BSc CSIT (TU) Science Advanced Database (BSc CSIT, CSC461) Question Paper 2079 Nepal
This is the official BSc CSIT (TU) (Science stream) Advanced Database (BSc CSIT, CSC461) question paper for 2079, as set in the regular annual examination. It carries 60 full marks and a time allowance of 180 minutes, across 12 questions. On Kekkei you can attempt this Advanced Database (BSc CSIT, CSC461) past paper online with a timer, get instant AI feedback and step-by-step solutions, and track the topics where you lose marks — completely free. Whether you are revising for your BSc CSIT (TU) Advanced Database (BSc CSIT, CSC461) exam or solving previous years' question papers, this 2079 paper is a great way to practise under real exam conditions.
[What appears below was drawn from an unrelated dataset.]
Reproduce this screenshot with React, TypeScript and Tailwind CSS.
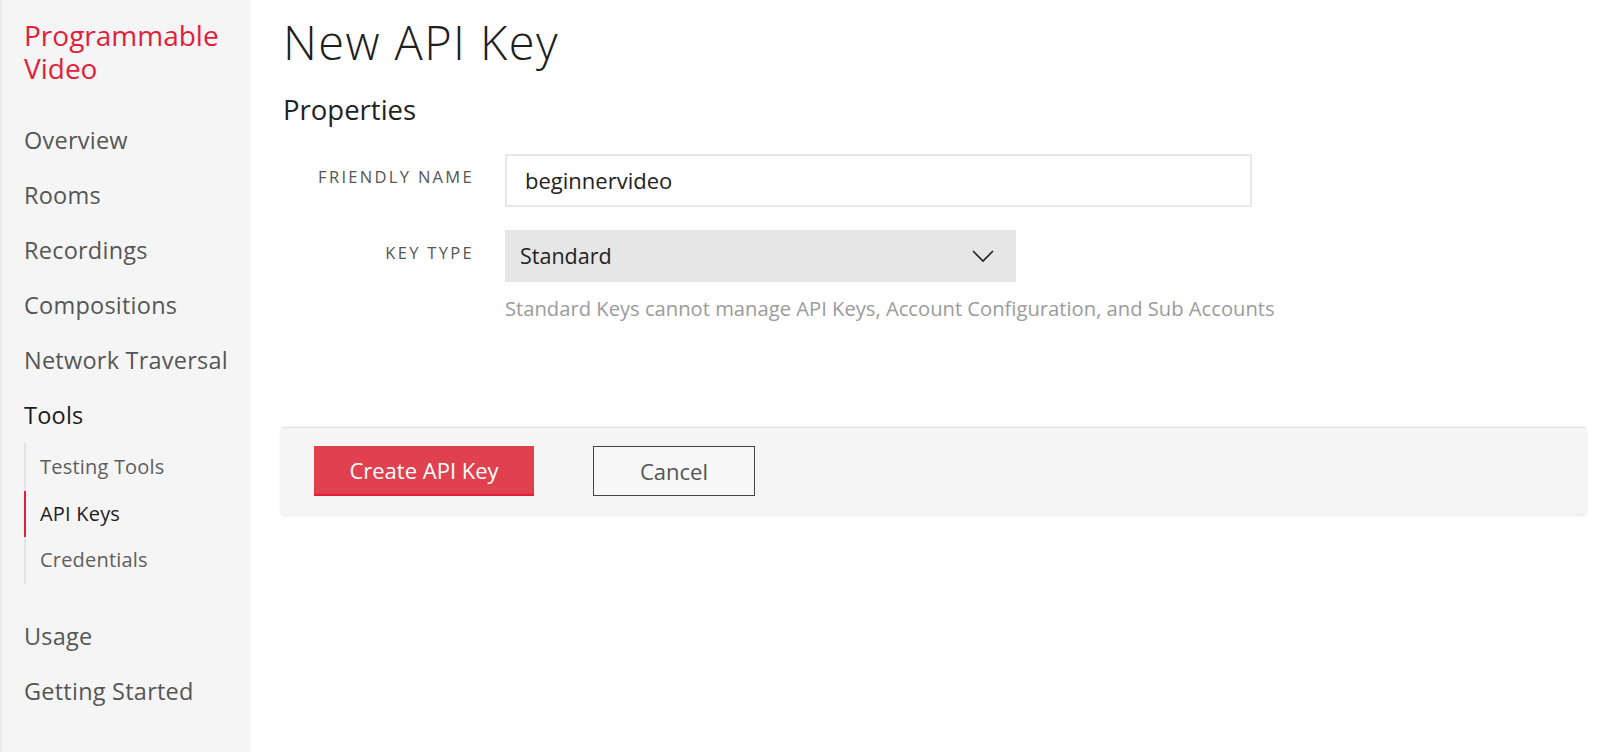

Section A: Long Answer Questions
Attempt any TWO questions.
Explain the Enhanced Entity-Relationship (EER) model. Discuss specialization, generalization, categorization and aggregation with suitable diagrams and examples.
Enhanced Entity-Relationship (EER) Model
The EER model extends the basic ER model with additional semantic concepts needed for complex, real-world applications (e.g., engineering design, telecommunications, GIS). It adds the concepts of subclasses/superclasses, specialization/generalization, inheritance, categories (union types), and aggregation on top of entities, attributes and relationships.
Key idea: a superclass is a general entity type; a subclass is a specialized grouping of its entities. A subclass inherits all attributes and relationships of its superclass — this is attribute and relationship inheritance.
1. Specialization (Top-Down)
Specialization is the process of defining a set of subclasses of a superclass based on some distinguishing characteristic. It is a top-down refinement.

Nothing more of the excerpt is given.